Trilulilu
- Available in: Romanian
- Founded: January 2007; 19 years ago
- Dissolved: June 2020; 6 years ago
- Headquarters: Cluj-Napoca, {{{location_country}}}
- Owner: Alexis Bonte
- Founders: Sergiu Biriş Andrei Dunca
- Key people: Sergiu Biriş (CEO)
- Website: www.trilulilu.ro
- Registration: Optional (required to upload, rate, and comment on videos)
- Current status: Inactive (as of 21/03/21)

= Trilulilu =

Romanian website

Trilulilu was the biggest user-generated content (UGC) website in Romania on which users could view, upload and share videos, images and audio files. The website was created on January 22, 2007, after a few weeks of beta testing, by two Romanian entrepreneurs Sergiu Biriş and Andrei Dunca. In May 2008 the French businessman Alexis Bonte bought 41% of the company for around US$1.5 million, and with the previous 10% that he owned became the largest shareholder.

The company was based in Cluj-Napoca, and used Adobe Flash Video technology to display a wide variety of user-generated video content, including movie clips, TV clips, and music videos, as well as amateur content such as video blogging and short original videos. The website also features pictures and audio files uploaded by the registered users. The website also had an online shop where internet users could buy Trilulilu merchandise such as t-shirts, mugs, badges and other products inscribed with the two mascots: the Trilulilu guy and the Crocodile.

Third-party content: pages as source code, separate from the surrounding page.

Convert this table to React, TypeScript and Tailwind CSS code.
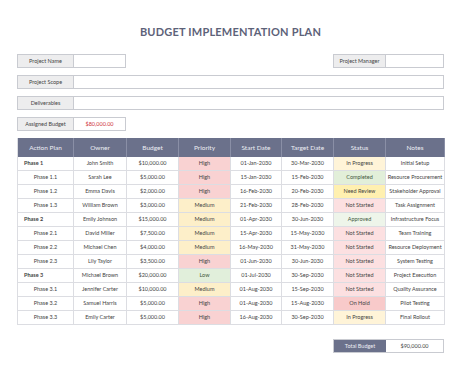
import React from "react";

type Row = {
  plan: string;
  main?: boolean;
  owner: string;
  budget: string;
  priority: "High" | "Medium" | "Low";
  start: string;
  target: string;
  status: string;
  notes: string;
};

const rows: Row[] = [
  { plan: "Phase 1", main: true, owner: "John Smith", budget: "$10,000.00", priority: "High", start: "01-Jan-2030", target: "30-Mar-2030", status: "In Progress", notes: "Initial Setup" },
  { plan: "Phase 1.1", owner: "Sarah Lee", budget: "$5,000.00", priority: "High", start: "15-Jan-2030", target: "15-Feb-2030", status: "Completed", notes: "Resource Procurement" },
  { plan: "Phase 1.2", owner: "Emma Davis", budget: "$2,000.00", priority: "High", start: "16-Feb-2030", target: "20-Feb-2030", status: "Need Review", notes: "Stakeholder Approval" },
  { plan: "Phase 1.3", owner: "William Brown", budget: "$3,000.00", priority: "Medium", start: "21-Feb-2030", target: "28-Feb-2030", status: "Not Started", notes: "Task Assignment" },
  { plan: "Phase 2", main: true, owner: "Emily Johnson", budget: "$15,000.00", priority: "Medium", start: "01-Apr-2030", target: "30-Jun-2030", status: "Approved", notes: "Infrastructure Focus" },
  { plan: "Phase 2.1", owner: "David Miller", budget: "$7,500.00", priority: "Medium", start: "15-Apr-2030", target: "15-May-2030", status: "Not Started", notes: "Team Training" },
  { plan: "Phase 2.2", owner: "Michael Chen", budget: "$4,000.00", priority: "Medium", start: "16-May-2030", target: "31-May-2030", status: "Not Started", notes: "Resource Deployment" },
  { plan: "Phase 2.3", owner: "Lily Taylor", budget: "$3,500.00", priority: "High", start: "01-Jun-2030", target: "30-Jun-2030", status: "Not Started", notes: "System Testing" },
  { plan: "Phase 3", main: true, owner: "Michael Brown", budget: "$20,000.00", priority: "Low", start: "01-Jul-2030", target: "30-Sep-2030", status: "Not Started", notes: "Project Execution" },
  { plan: "Phase 3.1", owner: "Jennifer Carter", budget: "$10,000.00", priority: "Medium", start: "01-Aug-2030", target: "15-Sep-2030", status: "Not Started", notes: "Quality Assurance" },
  { plan: "Phase 3.2", owner: "Samuel Harris", budget: "$5,000.00", priority: "High", start: "01-Aug-2030", target: "15-Aug-2030", status: "On Hold", notes: "Pilot Testing" },
  { plan: "Phase 3.3", owner: "Emily Carter", budget: "$5,000.00", priority: "High", start: "16-Aug-2030", target: "30-Sep-2030", status: "In Progress", notes: "Final Rollout" },
];

const priorityBg: Record<string, string> = {
  High: "bg-[#f9d2d2] text-[#6b3a3a]",
  Medium: "bg-[#fdefc9] text-[#6b5a2e]",
  Low: "bg-[#e1efdb] text-[#44583e]",
};

const statusBg: Record<string, string> = {
  "In Progress": "bg-[#fff4d8] text-[#5e5330]",
  Completed: "bg-[#e2efd9] text-[#44583e]",
  "Need Review": "bg-[#fff0b0] text-[#5e5330]",
  "Not Started": "bg-[#fce0e1] text-[#6b3a3a]",
  Approved: "bg-[#eef5ea] text-[#44583e]",
  "On Hold": "bg-[#f8caca] text-[#6b3a3a]",
};

const headers = ["Action Plan", "Owner", "Budget", "Priority", "Start Date", "Target Date", "Status", "Notes"];

function Label({ text, w }: { text: string; w: string }) {
  return (
    <div className={`${w} h-full flex items-center justify-center bg-[#ededee] border-r border-[#c9cbd1] text-[5.5px] text-[#444]`}>
      {text}
    </div>
  );
}

export default function App() {
  const cell = "flex items-center justify-center border-r border-b border-[#dcdde2] text-[5.5px] text-[#444] whitespace-nowrap";
  return (
    <div className="w-[474px] h-[366px] bg-white" style={{ fontFamily: "Lato, 'Open Sans', sans-serif" }}>
      <div className="ml-[17px] w-[427px] pt-[25px] flex flex-col">
        <div className="h-[14px] flex items-center justify-center text-[11px] font-bold tracking-[0.2px] text-[#5d6279]">
          BUDGET IMPLEMENTATION PLAN
        </div>
        <div className="mt-[15px] flex justify-between h-[14px]">
          <div className="flex w-[109px] h-full border border-[#c9cbd1]">
            <Label text="Project Name" w="w-[56px]" />
            <div className="flex-1 bg-white" />
          </div>
          <div className="flex w-[111px] h-full border border-[#c9cbd1]">
            <Label text="Project Manager" w="w-[52px]" />
            <div className="flex-1 bg-white" />
          </div>
        </div>
        <div className="mt-[7px] flex h-[14px] border border-[#c9cbd1]">
          <Label text="Project Scope" w="w-[56px]" />
          <div className="flex-1" />
        </div>
        <div className="mt-[7px] flex h-[14px] border border-[#c9cbd1]">
          <Label text="Deliverables" w="w-[56px]" />
          <div className="flex-1" />
        </div>
        <div className="mt-[7px] flex w-[109px] h-[14px] border border-[#c9cbd1]">
          <Label text="Assigned Budget" w="w-[56px]" />
          <div className="flex-1 flex items-center justify-center text-[5.5px] text-[#d0343b]">$80,000.00</div>
        </div>
        <div className="mt-[7px] grid grid-cols-[56px_53px_52px_52px_51px_52px_52px_59px] border-l border-[#dcdde2]">
          {headers.map((h) => (
            <div key={h} className="h-[19px] flex items-center justify-center bg-[#6b718b] border-r border-[#8a8fa6] text-[6.5px] text-[#eceef4]">
              {h}
            </div>
          ))}
          {rows.map((r) => (
            <React.Fragment key={r.plan}>
              <div className={`${cell} h-[14px] ${r.main ? "justify-start pl-[6px] font-bold text-[#222]" : ""}`}>{r.plan}</div>
              <div className={`${cell} h-[14px]`}>{r.owner}</div>
              <div className={`${cell} h-[14px]`}>{r.budget}</div>
              <div className={`${cell} h-[14px] ${priorityBg[r.priority]}`}>{r.priority}</div>
              <div className={`${cell} h-[14px]`}>{r.start}</div>
              <div className={`${cell} h-[14px]`}>{r.target}</div>
              <div className={`${cell} h-[14px] ${statusBg[r.status]}`}>{r.status}</div>
              <div className={`${cell} h-[14px]`}>{r.notes}</div>
            </React.Fragment>
          ))}
        </div>
        <div className="mt-[14px] self-end flex w-[111px] h-[14px] border border-[#c9cbd1]">
          <div className="w-[52px] h-full flex items-center justify-center bg-[#6b718b] text-[5.5px] text-[#eceef4]">Total Budget</div>
          <div className="flex-1 flex items-center justify-center text-[5.5px] text-[#444]">$90,000.00</div>
        </div>
      </div>
    </div>
  );
}
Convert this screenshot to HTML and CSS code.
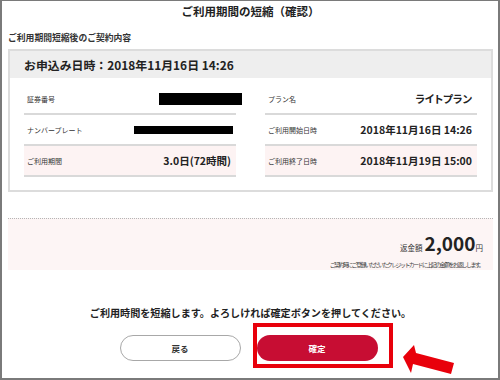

Trilulilu was one of the most visited websites in Romania. The site had over 2.2 million unique visitors per month and 7 million overall visitors per month. The total number of registered users topped 500,000 and user related video uploads amounted to over 23,000 hours of content. Trilulilu.ro was placed as eighth in the top 10 most visited websites by Romanians at the end of 2008 and second in the top 10 most visited websites from Romania in 2009, reaching the first position in July and August 2009.

Unregistered users could watch the pictures, videos or listen to audio files, while registered users were permitted to upload files, create groups and shows, create play-lists, rate and comment on users content and profiles, send virtual gifts and communicate with other registered users using the internal messaging system. The registered users were called "trilulişti".

Images and videos that were considered to contain potentially offensive content were available only to registered users over the age of 18. The uploading of pictures and videos containing defamation, pornography, copyright violations, and material encouraging criminal conduct was prohibited by Trilulilu's terms of service.

In February 2011, Trilulilu signed a deal with Universal Music allowing the website to stream any song licensed by Universal Music (but only for users in Romania), splitting advertising revenues between Trilulilu and Universal Music. A similar deal was previously signed with Romanian label Roton.
In May 2020, Trilulilu was acquired by Digitap World SRL, Romanian company based in Cluj-Napoca. The site closed in July 2020.